High school brought more intense challenges than middle school. My senior year was possibly the worst year, when I felt picked on by my own teacher, someone who actually had the type of authority to change other students’ perspectives.

When the Paris attack happened, and then the one in San Bernardino, I was singled out by this teacher every time these topics came up in class. I felt very unsafe. This teacher made me feel like I was the blame for these attacks. When I reported this to the principal, the teacher turned the other students against me, blaming me for getting him in trouble. That’s when I was singled out even more. My own friends didn’t want to talk to me anymore and isolated me studying or working on school projects together. A district representative asked me not to speak about it with other students so I couldn’t talk to anyone about how I felt nor was I able to explain myself to them. I stopped coming to school. Only at the very end of my senior year did I manage to feel comfortable again to go to school regularly and finish off the school year somewhat strong. The week after school ended, when I got my transcripts and diploma was the first time I finally felt safe and free from that suffocating environment.

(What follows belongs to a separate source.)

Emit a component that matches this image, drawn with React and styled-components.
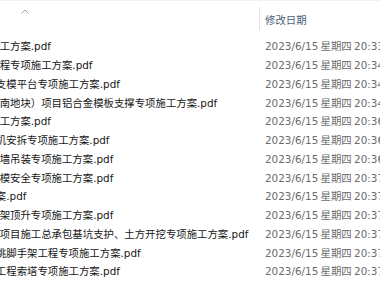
import { useLayoutEffect, useRef } from 'react'
import styled, { createGlobalStyle } from 'styled-components'

const vars = {
    text: '#161616',
    muted: '#6b6b6b',
    header: '#4c607a',
    divider: '#e3e3e3',
    font: "'DejaVu Sans', 'Noto Sans CJK SC', sans-serif",
    fs: '10.4px',
    row: '18.75px',
    nameWidth: '468px',
    dateWidth: '160px',
}

// 가로 스크롤 위치 (이름 열 왼쪽이 잘려 보임)
const SCROLL_X = 209

const GlobalStyle = createGlobalStyle`
    html, body {
        margin: 0;
        padding: 0;
        background: #fff;
        overflow: hidden;
    }
    body {
        font-family: ${vars.font};
        font-size: ${vars.fs};
        color: ${vars.text};
    }
`

const Viewport = styled.div`
    width: 380px;
    height: 282px;
    overflow: hidden;
    border-top: 1px solid #f1f1f1;
    box-sizing: border-box;
`

const Sheet = styled.div`
    width: max-content;
`

const HeaderRow = styled.div`
    display: flex;
    align-items: center;
    height: 32px;
    padding-top: 2px;
    box-sizing: border-box;
`

const NameHeader = styled.div`
    width: ${vars.nameWidth};
    align-self: stretch;
    display: flex;
    flex-direction: column;
    align-items: center;
    padding-top: 6px;
    box-sizing: border-box;
`

const Divider = styled.span`
    width: 1px;
    height: 23px;
    background: ${vars.divider};
`

const HeaderLabel = styled.div`
    width: ${vars.dateWidth};
    padding: 2px 0 0 5px;
    color: ${vars.header};
    white-space: nowrap;
`

const List = styled.div`
    padding-top: 3.5px;
`

const Row = styled.div`
    display: flex;
    align-items: center;
    height: ${vars.row};
    white-space: nowrap;
`

const NameCell = styled.div`
    width: ${vars.nameWidth};
    display: flex;
    align-items: center;
    gap: 6px;
    padding-left: 10px;
    box-sizing: border-box;
    overflow: hidden;
    color: ${vars.text};
`

const DateCell = styled.div`
    width: ${vars.dateWidth};
    padding-left: 6px;
    color: ${vars.muted};
    word-spacing: -1px;
`

const SortUp = () => (
    <svg width="8" height="5" viewBox="0 0 8 5">
        <polyline
            points="0.5,4.5 4,1 7.5,4.5"
            fill="none"
            stroke="#a0a4a8"
            strokeWidth="1"
        />
    </svg>
)

const PdfIcon = () => (
    <svg width="16" height="16" viewBox="0 0 16 16">
        <path d="M3 1h7l3 3v11H3z" fill="#fff" stroke="#b8b8b8" />
        <rect x="2" y="8" width="9" height="5" fill="#d93025" />
    </svg>
)

const P = '中建某局知识城北片区'

const files = [
    { head: P + '项目临时用电施', tail: '工方案.pdf', time: '20:33' },
    { head: P + '项目高大模板工', tail: '程专项施工方案.pdf', time: '20:34' },
    { head: P + '项目1号楼主体', tail: '支模平台专项施工方案.pdf', time: '20:34' },
    { head: '中建某局广州市黄埔区知识城北片区（', tail: '南地块）项目铝合金模板支撑专项施工方案.pdf', time: '20:34' },
    { head: P + '项目塔吊基础施', tail: '工方案.pdf', time: '20:36' },
    { head: P + '1号楼施工升降', tail: '机安拆专项施工方案.pdf', time: '20:36' },
    { head: P + '项目玻璃单元幕', tail: '墙吊装专项施工方案.pdf', time: '20:36' },
    { head: P + '项目地下室高支', tail: '模安全专项施工方案.pdf', time: '20:37' },
    { head: P + '1号地块应急预', tail: '案.pdf', time: '20:37' },
    { head: P + '项目附着式升降', tail: '架顶升专项施工方案.pdf', time: '20:37' },
    { head: '广州市黄埔区中新知识城北片区安置房', tail: '项目施工总承包基坑支护、土方开挖专项施工方案.pdf', time: '20:37' },
    { head: P + '1号楼工字钢悬', tail: '挑脚手架工程专项施工方案.pdf', time: '20:37' },
    { head: P + '1号斜拉桥主体', tail: '工程索塔专项施工方案.pdf', time: '20:37' },
]

export default function App() {
    const viewRef = useRef(null)

    useLayoutEffect(() => {
        if (viewRef.current) viewRef.current.scrollLeft = SCROLL_X
    }, [])

    return (
        <>
            <GlobalStyle />
            <Viewport ref={viewRef}>
                <Sheet>
                    <HeaderRow>
                        <NameHeader>
                            <SortUp />
                        </NameHeader>
                        <Divider />
                        <HeaderLabel>修改日期</HeaderLabel>
                    </HeaderRow>
                    <List>
                        {files.map((f, i) => (
                            <Row key={i}>
                                <NameCell>
                                    <PdfIcon />
                                    <span>{f.head + f.tail}</span>
                                </NameCell>
                                <DateCell>2023/6/15 星期四 {f.time}</DateCell>
                            </Row>
                        ))}
                    </List>
                </Sheet>
            </Viewport>
        </>
    )
}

As cliche as this might sound, these experiences helped shape who I am today. Now I am more comfortable than ever with my background and the country that I came from. I learned to be more accepting of others and to help out those in need as much as I can. I ended up joining a few social justice organizations around Oakland, and through them, I learned how to resist against the ignorance. I’m very thankful for my mentors and teachers that helped me pick myself up because, without them, I don’t think I would’ve been able to graduate or even be where I am today: in college pursuing my dream of becoming an architect.

There will always be people that disrespect my culture and me, but I have a story. My story is unique, and no one else has it. So with every new person I meet, I will gladly share my experience because it matters. I matter.